Fondée en 1950, Cité libre était proche des idées de la revue Esprit d’Emmanuel Mounier, dont l’influence s’est fait sentir à Montréal, ainsi que celle du philosophe thomiste Jacques Maritain. Leur catholicisme de gauche inspirait plusieurs intellectuels québécois qui admettaient que le Québec se trouvait engagé dans une transition décisive après la guerre. On a ensuite reproché à Vadeboncœur de se replier de plus en plus, après 1980, sur les valeurs de droite. C’est l’un des paradoxes qui s’attachent à son œuvre élaborée dans une vingtaine d’ouvrages par une pensée des plus complexes et des plus exigeantes. Il n’est pas simple de faire le tour de son parcours, et Jonathan Livernois le retrace avec une remarquable perspicacité en interrogeant la frange interdiscursive qui relie les hommes de sa génération et, parfois, les apparente aux générations précédentes. Pour prendre ce seul exemple, le jugement de l’œuvre de Lionel Groulx (1878-1967) a beaucoup varié chez Vadeboncœur, entre ses articles à Cité libre et ses textes de la fin de la décennie 1970. Le passage d’une critique sévère de l’historien à une appréciation plus nuancée est notable. L’auteur des Deux royaumes (1978) étant d’avis que le XIXe siècle québécois s’était prolongé indument jusqu’au milieu du XXe, cet anachronisme peut expliquer à la fois la première condamnation de l’auteur de Notre maître, le passé (1936) et sa tardive justification, trente ans plus tard, au moment de refaire les ponts entre le vieux nationalisme et le souverainisme, à la veille du référendum de 1980. Vers 1950, par contre, la stérilité de l’idéologie traditionnelle interdisait toute continuité.

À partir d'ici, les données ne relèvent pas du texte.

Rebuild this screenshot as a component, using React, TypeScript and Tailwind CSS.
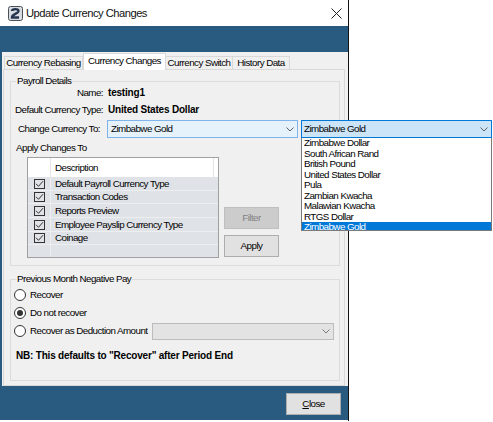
import React from "react";

const Chevron = ({ color = "#606060" }: { color?: string }) => (
  <svg width="8" height="5" viewBox="0 0 8 5" className="shrink-0">
    <path d="M0.5 0.5 L4 4 L7.5 0.5" fill="none" stroke={color} strokeWidth="1" />
  </svg>
);

const Radio = ({ checked }: { checked?: boolean }) => (
  <span className="w-[12px] h-[12px] rounded-full border border-[#333333] bg-white flex items-center justify-center shrink-0">
    {checked && <span className="w-[6px] h-[6px] rounded-full bg-[#333333]" />}
  </span>
);

const Check = () => (
  <span className="w-[11px] h-[10px] border border-[#333333] flex items-center justify-center">
    <svg width="9" height="8" viewBox="0 0 9 8">
      <path d="M1 3.8 L3.5 6.3 L8 1.2" fill="none" stroke="#333333" strokeWidth="1" />
    </svg>
  </span>
);

const rows: { label: string; h: string }[] = [
  { label: "Default Payroll Currency Type", h: "h-[14px]" },
  { label: "Transaction Codes", h: "h-[13px]" },
  { label: "Reports Preview", h: "h-[14px]" },
  { label: "Employee Payslip Currency Type", h: "h-[14px]" },
  { label: "Coinage", h: "h-[13px]" },
];

const items = [
  "Zimbabwe Dollar",
  "South African Rand",
  "British Pound",
  "United States Dollar",
  "Pula",
  "Zambian Kwacha",
  "Malawian Kwacha",
  "RTGS Dollar",
];

export default function App() {
  const bold = "font-bold text-[10px] tracking-[-0.2px]";
  return (
    <div className="w-[493px] h-[422px] bg-white relative overflow-hidden font-['Liberation_Sans',Arial,sans-serif] text-[9.8px] tracking-[-0.55px] leading-[12px] text-black whitespace-nowrap">
      <div className="w-[349px] h-[421px] flex flex-col border-r border-[#111111]">
        {/* title bar */}
        <div className="h-[26px] flex items-center bg-white">
          <svg width="15" height="15" viewBox="0 0 15 15" className="ml-[8px] shrink-0">
            <rect x="0.5" y="0.5" width="14" height="14" rx="2" fill="#d9dde2" stroke="#4b5058" />
            <path d="M4 5 C4 2.5 10.5 2.5 10.5 5.2 C10.5 7.5 4 8 4 11.5 L11 11.5" fill="none" stroke="#27364f" strokeWidth="2.4" />
          </svg>
          <span className="ml-[3px] text-[11.2px] tracking-[-0.5px] text-[#111111]">Update Currency Changes</span>
          <svg width="11" height="11" viewBox="0 0 11 11" className="ml-auto mr-[6px]">
            <path d="M0.5 0.5 L10.5 10.5 M10.5 0.5 L0.5 10.5" stroke="#222222" strokeWidth="1" />
          </svg>
        </div>
        {/* top blue band */}
        <div className="h-[26px] bg-[#295a7f]" />
        {/* tab control */}
        <div className="h-[334px] flex bg-[#295a7f]">
          <div className="ml-[2px] w-[346px] bg-[#f0f0f0] pt-[1px] flex flex-col">
            <div className="h-[16px] flex items-end pl-[2px]">
              <div className="w-[79px] h-[13px] border border-b-0 border-[#d9d9d9] flex items-center justify-center">
                Currency Rebasing
              </div>
              <div className="w-[83px] h-[17px] -mb-[1px] relative z-10 bg-white border border-b-0 border-[#d9d9d9] flex items-center justify-center pb-[2px]">
                Currency Changes
              </div>
              <div className="w-[67px] h-[13px] border border-b-0 border-l-0 border-[#d9d9d9] flex items-center justify-center">
                Currency Switch
              </div>
              <div className="w-[57px] h-[13px] border border-b-0 border-l-0 border-[#d9d9d9] flex items-center justify-center">
                History Data
              </div>
            </div>
            <div className="ml-[1px] w-[342px] h-[317px] border border-[#d9d9d9] bg-[#f0f0f0] overflow-hidden">
              {/* Payroll Details */}
              <fieldset className="mt-[5px] ml-[6px] w-[330px] border border-[#dcdcdc] pb-[7px]">
                <legend className="ml-[5px] px-[1px] leading-[12px]">Payroll Details</legend>
                <div className="h-[12px] flex items-center">
                  <span className="w-[92px] text-right">Name:</span>
                  <span className={`ml-[5px] ${bold}`}>testing1</span>
                </div>
                <div className="mt-[5px] h-[12px] flex items-center">
                  <span className="w-[92px] text-right">Default Currency Type:</span>
                  <span className={`ml-[5px] ${bold}`}>United States Dollar</span>
                </div>
                <div className="mt-[4px] h-[18px] flex items-center">
                  <span className="w-[89px] text-right">Change Currency To:</span>
                  <div className="ml-[7px] w-[191px] h-[18px] bg-[#e5f1fb] border border-[#7eb4ea] flex items-center pl-[3px] pr-[3px]">
                    <span className="flex-1">Zimbabwe Gold</span>
                    <Chevron />
                  </div>
                </div>
                <div className="mt-[4px] ml-[5px] h-[12px] flex items-center">Apply Changes To</div>
                <div className="mt-[3px] ml-[16px] flex items-end">
                  <div className="w-[192px] h-[101px] border border-[#a0a0a0] bg-[#d7dbe0] flex flex-col">
                    <div className="h-[19px] bg-white flex shrink-0">
                      <div className="w-[23px] border-r border-[#e5e5e5]" />
                      <div className="w-[163px] border-r border-[#e5e5e5] flex items-center pl-[4px]">Description</div>
                    </div>
                    {rows.map((r) => (
                      <div key={r.label} className={`${r.h} flex bg-[#dfe2e7] border-b border-[#edeef0] shrink-0`}>
                        <div className="w-[23px] border-r border-[#edeef0] flex items-center justify-center">
                          <Check />
                        </div>
                        <div className="flex-1 flex items-center pl-[4px]">{r.label}</div>
                      </div>
                    ))}
                    <div className="flex-1 flex bg-[#dfe2e7]">
                      <div className="w-[23px] border-r border-[#edeef0]" />
                    </div>
                  </div>
                  <div className="ml-[5px] flex flex-col gap-[6px] mb-[1px]">
                    <div className="w-[55px] h-[22px] bg-[#cccccc] border border-[#bfbfbf] flex items-center justify-center text-[#838383]">
                      Filter
                    </div>
                    <div className="w-[55px] h-[22px] bg-[#e1e1e1] border border-[#adadad] flex items-center justify-center">
                      Apply
                    </div>
                  </div>
                </div>
              </fieldset>
              {/* Previous Month Negative Pay */}
              <fieldset className="mt-[7px] ml-[6px] w-[330px] border border-[#dcdcdc] pb-[18px]">
                <legend className="ml-[5px] px-[1px] leading-[12px]">Previous Month Negative Pay</legend>
                <div className="mt-[1px]">
                  <div className="h-[18px] flex items-center pl-[3px]">
                    <Radio />
                    <span className="ml-[4px]">Recover</span>
                  </div>
                  <div className="h-[18px] flex items-center pl-[3px]">
                    <Radio checked />
                    <span className="ml-[4px]">Do not recover</span>
                  </div>
                  <div className="h-[18px] flex items-center pl-[3px]">
                    <Radio />
                    <span className="ml-[4px] w-[122px]">Recover as Deduction Amount</span>
                    <div className="w-[182px] h-[17px] bg-[#e3e3e3] border border-[#bcbcbc] flex items-center justify-end pr-[3px]">
                      <Chevron color="#7a7a7a" />
                    </div>
                  </div>
                </div>
                <div className={`mt-[10px] ml-[5px] h-[12px] flex items-center ${bold}`}>
                  NB: This defaults to "Recover" after Period End
                </div>
              </fieldset>
            </div>
          </div>
        </div>
        {/* bottom blue band */}
        <div className="h-[34px] bg-[#295a7f] flex justify-end items-start pt-[7px] pr-[7px]">
          <div className="w-[55px] h-[22px] bg-[#e1e1e1] border border-[#adadad] flex items-center justify-center">
            <span>
              <span className="underline">C</span>lose
            </span>
          </div>
        </div>
      </div>

      {/* open dropdown overlay */}
      <div className="absolute left-[301px] top-[120px] w-[191px]">
        <div className="h-[18px] bg-[#cce4f7] border border-[#0078d7] flex items-center pl-[2px] pr-[3px]">
          <span className="flex-1">Zimbabwe Gold</span>
          <Chevron />
        </div>
        <div className="h-[93px] bg-white border border-t-0 border-[#7a7a7a] overflow-hidden">
          {items.map((it) => (
            <div key={it} className="h-[10.5px] leading-[10.5px] pl-[2px]">
              {it}
            </div>
          ))}
          <div className="h-[10.5px] leading-[10.5px] pl-[2px] bg-[#0078d7] text-white">
            Zimbabwe Gold
          </div>
        </div>
      </div>
    </div>
  );
}
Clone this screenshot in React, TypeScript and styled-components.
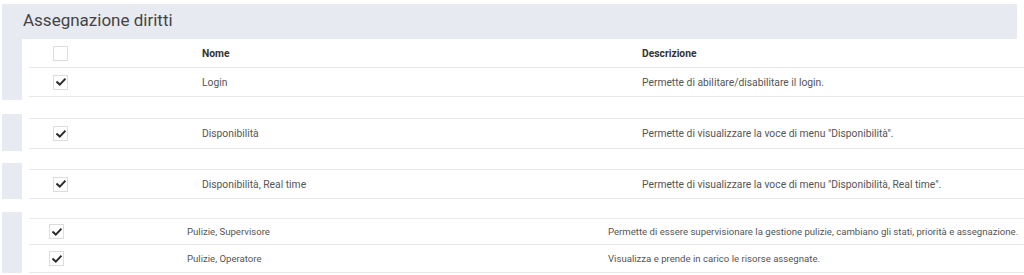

Cette biographie intellectuelle est également une biographie artistique, Vadeboncœur ayant tôt fréquenté les peintres, avant de redécouvrir la voie privilégiée de l’art à travers le « génie de l’enfance », secret de la « maturité des origines ». Le sujet demeurera au centre de ses préoccupations jusqu’à la fin de sa vie.